Monday 29 October 2012

The J.K Rowling Of My Time

I watched a TV movie about Enid Blyton this weekend. And I'm crushed.

The Wishing Chair, and The Faraway Tree were the first 'novels' I ever read. And whenever I think of them I get all nostalgic and mushy in my belly. I borrowed every single Enid Blyton book I could find from my local library after reading them. I became obsessed. Because they whisked me away into worlds I'll never ever forget.

But you know why I'm crushed? Because this GENIUS author, who I idolized, and respected, this author who had written over 400 books for children, who was the J.K Rowling of my time, and sold over 500 million copies (and still sells around 4 million every year) ... had children of her own ... and she treated them like dish rags! I'm devastated! 

For example, she'd spend her free time replying to fan mail, and send her kids out to play with their governess. She never spent time with them. Ever. She would invite her fans (little kids) over for indoor picnics and tea parties, and not include her own children. She'd send them upstairs to sit in the nursery until the parties were over. She wouldn't let them see their father when they divorced, despite knowing exactly how horrible it was to be without her own. Basically, she was a selfish cow who spent 24 hours a day glued to her desk and didn't give an inch of her time (nor love) to her kids. And I'm SO SAD!

So today I'm mourning the loss of my childhood idol ... I don't think I can ever think of her in the same royal light again.

Have you ever been crushed by biographies of those you admire?


  1. I'm sure there have been people like this who've affected me in this way. But right now, after reading your words, I can't think of any. Honestly, from your description, the only thoughts that come to mind are Children of the Attic. :(

  2. Noooooooo! I idolised her too, never knew she had children of her own, and never dreamt she would treat anyone, let alone her own flesh and blood, in this awful way.
    I'm very disappointed.

  3. Okay, I didn't need to know this. I, too, loved her stories when I was growing up. It's was her Famous Five series that turned me from being a reluctant reader to an avid reader.

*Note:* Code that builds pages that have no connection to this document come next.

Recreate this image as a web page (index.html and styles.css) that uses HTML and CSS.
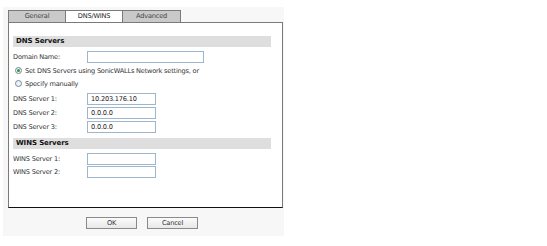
FILE: index.html
```html
<!DOCTYPE html>
<html>
<head>
<meta charset="utf-8">
<link rel="stylesheet" href="styles.css">
</head>
<body>
<div class="dialog">
  <div class="tabs">
    <div class="tab">General</div>
    <div class="tab active">DNS/WINS</div>
    <div class="tab">Advanced</div>
  </div>
  <div class="panel">
    <div class="section">DNS Servers</div>
    <div class="row first">
      <span class="label">Domain Name:</span>
      <span class="input wide"></span>
    </div>
    <div class="radio-row r1">
      <span class="radio checked"></span>
      <span>Set DNS Servers using SonicWALLs Network settings, or</span>
    </div>
    <div class="radio-row">
      <span class="radio"></span>
      <span>Specify manually</span>
    </div>
    <div class="row gap">
      <span class="label">DNS Server 1:</span>
      <span class="input">10.203.176.10</span>
    </div>
    <div class="row">
      <span class="label">DNS Server 2:</span>
      <span class="input">0.0.0.0</span>
    </div>
    <div class="row">
      <span class="label">DNS Server 3:</span>
      <span class="input">0.0.0.0</span>
    </div>
    <div class="section s2">WINS Servers</div>
    <div class="row first">
      <span class="label">WINS Server 1:</span>
      <span class="input"></span>
    </div>
    <div class="row tight">
      <span class="label">WINS Server 2:</span>
      <span class="input"></span>
    </div>
  </div>
  <div class="buttons">
    <div class="btn">OK</div>
    <div class="btn">Cancel</div>
  </div>
</div>
</body>
</html>
```
FILE: styles.css
```css
html, body {
  margin: 0;
  padding: 0;
  background: #ffffff;
}
body {
  font-family: "DejaVu Sans", Verdana, sans-serif;
  font-size: 6.6px;
  letter-spacing: -0.2px;
  color: #2a2a2a;
}
.dialog {
  margin: 7px 0 0 3px;
  width: 281px;
  height: 229px;
  background: #f7f7f7;
  box-sizing: border-box;
  padding: 3px 0 0 5px;
}
.tabs {
  display: flex;
  height: 12px;
}
.tab {
  width: 57px;
  height: 12px;
  box-sizing: border-box;
  border: 1px solid #7a7a7a;
  border-bottom: none;
  border-right: none;
  background: #c9c9c9;
  color: #444;
  text-align: center;
  line-height: 11px;
}
.tab:last-child {
  border-right: 1px solid #7a7a7a;
  width: 59px;
}
.tab.active {
  background: #ffffff;
  color: #222;
}
.panel {
  width: 275px;
  height: 186px;
  box-sizing: border-box;
  background: #fff;
  border: 1px solid #7a7a7a;
  border-bottom-color: #111;
  padding: 13px 0 0 4px;
}
.section {
  width: 258px;
  height: 11px;
  background: #dedede;
  font-weight: bold;
  font-size: 7px;
  letter-spacing: -0.1px;
  line-height: 11px;
  padding-left: 3px;
  box-sizing: border-box;
  color: #111;
}
.section.s2 {
  margin-top: 5px;
}
.row {
  display: flex;
  align-items: center;
  height: 12px;
  margin-top: 2px;
}
.row.first {
  margin-top: 4px;
}
.row.gap {
  margin-top: 3px;
}
.row.tight {
  margin-top: 1px;
}
.label {
  width: 74px;
  color: #333;
}
.input {
  width: 69px;
  height: 12px;
  box-sizing: border-box;
  border: 1px solid #9eb6cc;
  background: #fff;
  line-height: 10px;
  padding-left: 3px;
  color: #222;
}
.input.wide {
  width: 117px;
}
.radio-row {
  display: flex;
  align-items: center;
  height: 13px;
  padding-left: 2px;
  color: #333;
}
.radio-row.r1 {
  margin-top: 1px;
}
.radio {
  width: 7px;
  height: 7px;
  box-sizing: border-box;
  border: 1px solid #6b8aa8;
  border-radius: 50%;
  background: #f2f2f2;
  margin-right: 3px;
  position: relative;
}
.radio.checked::after {
  content: "";
  position: absolute;
  left: 1px;
  top: 1px;
  width: 3px;
  height: 3px;
  border-radius: 50%;
  background: #2a9a2a;
}
.buttons {
  display: flex;
  gap: 10px;
  margin: 9px 0 0 78px;
}
.btn {
  width: 51px;
  height: 12px;
  box-sizing: border-box;
  border: 1px solid #8a8a8a;
  background: linear-gradient(#fbfbfb, #e8e8e8);
  text-align: center;
  line-height: 10px;
  color: #333;
}
```
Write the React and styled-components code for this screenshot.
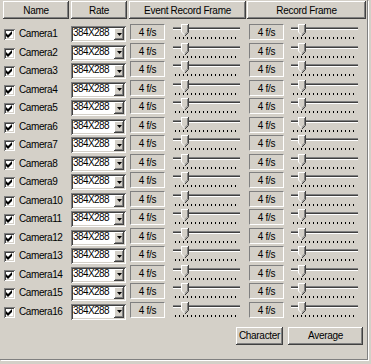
import React from "react";
import styled, { createGlobalStyle } from "styled-components";

const GlobalStyle = createGlobalStyle`
  html, body {
    margin: 0;
    padding: 0;
    background: #d4d0c8;
  }
  body {
    font-family: "Liberation Sans", Arial, sans-serif;
    font-size: 10px;
    color: #000;
  }
`;

const raised = `
  box-shadow: inset -1px -1px #404040, inset 1px 1px #fff,
    inset -2px -2px #808080, inset 2px 2px #d4d0c8;
`;

const sunken = `
  box-shadow: inset 1px 1px #808080, inset -1px -1px #fff,
    inset 2px 2px #404040, inset -2px -2px #d4d0c8;
`;

const Window = styled.div`
  width: 371px;
  height: 364px;
  background: #d4d0c8;
  overflow: hidden;
`;

const Panel = styled.div`
  width: 364px;
  height: 358px;
  padding: 1px 0 0 3px;
  border-right: 1px solid #808080;
  border-bottom: 1px solid #808080;
  box-shadow: 1px 1px 0 #fff;
  display: flex;
  flex-direction: column;
`;

const Header = styled.div`
  display: flex;
  height: 18px;
  margin-bottom: 5.75px;
`;

const HeaderCell = styled.div`
  ${raised}
  width: ${(p) => p.$w}px;
  margin-right: ${(p) => p.$gap || 0}px;
  box-sizing: border-box;
  height: 18px;
  padding-top: 3px;
  line-height: 14px;
  text-align: center;
  letter-spacing: -0.3px;
`;

const Rows = styled.div`
  display: grid;
  grid-auto-rows: 18.53px;
`;

const Row = styled.div`
  display: grid;
  grid-template-columns: 68px 59px 42px 77px 41px 69px;
  align-items: start;
`;

const NameCell = styled.label`
  display: flex;
  align-items: center;
  height: 18.53px;
  padding-left: 1px;
`;

const CheckBox = styled.span`
  ${sunken}
  width: 11px;
  height: 11px;
  margin-top: 1px;
  background: #fff;
  display: flex;
  align-items: center;
  justify-content: center;
`;

const Label = styled.span`
  margin-left: 4px;
  letter-spacing: -0.4px;
  line-height: 18px;
`;

const Select = styled.div`
  ${sunken}
  margin-top: 1.25px;
  width: 55px;
  height: 16px;
  box-sizing: border-box;
  padding: 2px;
  background: #fff;
  display: flex;
`;

const SelectText = styled.span`
  flex: 1;
  line-height: 10px;
  padding-left: 0;
  letter-spacing: -0.6px;
  white-space: nowrap;
  overflow: hidden;
`;

const DropButton = styled.span`
  ${raised}
  flex: none;
  width: 10px;
  height: 12px;
  background: #d4d0c8;
  display: flex;
  align-items: center;
  justify-content: center;
`;

const RateBox = styled.div`
  margin-top: -0.75px;
  width: 35px;
  height: 16px;
  box-sizing: border-box;
  border: 1px solid;
  border-color: #808080 #fff #fff #808080;
  padding-top: 1px;
  line-height: 14px;
  text-align: center;
  letter-spacing: -0.3px;
`;

const SliderBox = styled.div`
  height: 18px;
  margin-top: -0.5px;
  svg {
    display: block;
  }
`;

const Footer = styled.div`
  display: flex;
  justify-content: flex-end;
  gap: 5px;
  padding-right: 4px;
  margin-top: 5.5px;
`;

const Button = styled.button`
  ${raised}
  width: ${(p) => p.$w}px;
  height: 18px;
  border: 0;
  padding: 1px 0 0;
  background: #d4d0c8;
  font-family: "Liberation Sans", Arial, sans-serif;
  font-size: 10px;
  line-height: 16px;
  letter-spacing: -0.3px;
  color: #000;
`;

function Check() {
  return (
    <svg width="7" height="7" viewBox="0 0 7 7">
      <path d="M0 2 L2 4 L6 0 L6 3 L2 7 L0 5 Z" fill="#000" />
    </svg>
  );
}

function Arrow() {
  return (
    <svg width="5" height="3" viewBox="0 0 5 3">
      <path d="M0 0 H5 L2.5 3 Z" fill="#000" />
    </svg>
  );
}

function Slider({ pos }) {
  const ticks = [];
  for (let x = 3; x <= 66; x += 4) {
    ticks.push(<rect key={x} x={x} y={13} width={1} height={2} fill="#000" />);
  }
  return (
    <SliderBox>
      <svg width="69" height="18" shapeRendering="crispEdges">
        <rect x="1" y="3" width="67" height="1" fill="#808080" />
        <rect x="1" y="4" width="67" height="1" fill="#404040" />
        <rect x="1" y="5" width="67" height="1" fill="#fff" />
        {ticks}
        <g transform={`translate(${pos} 0)`}>
          <path d="M0 0 H7 V8 L3.5 11.5 L0 8 Z" fill="#d4d0c8" />
          <path d="M0.5 8 V0.5 H6.5" fill="none" stroke="#fff" />
          <path d="M7.5 0 V8.5 L4 12" fill="none" stroke="#404040" shapeRendering="auto" />
          <path d="M6.5 1 V8 L3.5 11" fill="none" stroke="#808080" shapeRendering="auto" />
          <path d="M0.5 8 L3.5 11" fill="none" stroke="#fff" shapeRendering="auto" />
        </g>
      </svg>
    </SliderBox>
  );
}

const cameras = Array.from({ length: 16 }, (_, i) => `Camera${i + 1}`);

export default function App() {
  return (
    <Window>
      <GlobalStyle />
      <Panel>
        <Header>
          <HeaderCell $w={66} $gap={2}>Name</HeaderCell>
          <HeaderCell $w={56} $gap={2}>Rate</HeaderCell>
          <HeaderCell $w={117} $gap={1}>Event Record Frame</HeaderCell>
          <HeaderCell $w={119}>Record Frame</HeaderCell>
        </Header>
        <Rows>
          {cameras.map((name) => (
            <Row key={name}>
              <NameCell>
                <CheckBox>
                  <Check />
                </CheckBox>
                <Label>{name}</Label>
              </NameCell>
              <Select>
                <SelectText>384X288</SelectText>
                <DropButton>
                  <Arrow />
                </DropButton>
              </Select>
              <RateBox>4 f/s</RateBox>
              <Slider pos={9} />
              <RateBox>4 f/s</RateBox>
              <Slider pos={8} />
            </Row>
          ))}
        </Rows>
        <Footer>
          <Button $w={47}>Character</Button>
          <Button $w={75}>Average</Button>
        </Footer>
      </Panel>
    </Window>
  );
}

    I'm still in shock! :(

  4. That's terrible! Sometimes ignorance really is bliss. :( It just goes to show that you can never know what a person is really like by what they write. Fiction is fiction and doesn't necessarily reflect the author's attitude or actions.

  5. It's never easy to read or watch something that crushes your impression of someone, especially someone you idolized. I always have to remind myself that they are as human as I am and we all make mistakes. Still...

    This is just horrible!


  6. Ugh. What an awful woman! I read a biography of F. Scott Fitzgerald and was disappointed to learn that he was something of a racist.

  7. We forget the person writing our favorite books had a real life that was often so different from what he or she wrote. And sometimes it wasn't good. Sorry you're so crushed now.

  8. Oh, so interesting. That's sad. I think we THINK people should reflect their work, but they just don't always do that. Sometimes it is for the better (Stephen King doesn't seem nearly as creepy as his work) but other times, like this, it seems bad.

  9. that's crazy!
    And how much does it suck when the glitter on our idols blows away and we can see the tarnish underneath?

  10. UGH! Well, I'm very sorry that your childhood hero sucked as a mom. That stinks. But GAH! Now you've got me all worried I spend too much time on my computer and not with my kids--!!! I mean, it's kind of unavoidable at times... :p *nervously looks around*

    But not letting them see their dad or join the tea parties--that's just too much. Even for someone clearly suffering from OCD... <3

  11. That's very sad. It's awful to be disillusioned. Although this post made me feel just a tad bit better about not getting as much work done as I'd sometimes like, but at least I hang out with my kids!

  12. Oh! She was a terrible person. That's sad her beautiful words came at the expense of her children.

  13. She was also quite racist, even allowing for the time she lived in which was much less equal than our own. I keep meaning to watch that film, Enid Blyton was/is one of my favourite writers of all time.

    I suppose it shows the dangers of hero worship. Still sad though :(

  14. Ernest Hemingway and William Faulkner could be quite cruel in their pursuit of their literary dreams ... which saddened me. On the other hand, Mark Twain, C.S. Lewis, and Roger Zelazny (3 of my literary heroes), while still being quite human, were great, compassionate souls.

    The image of Samuel Clemens playing the piano for his ill wife in the drawing room while she lay in her sick bed (he was barred from her room by the doctor who thought contact with people threatened her fragile health) haunts me. She died as he was playing for her. He used to slip love notes under her door during that time. Doctors sometimes can be cruel.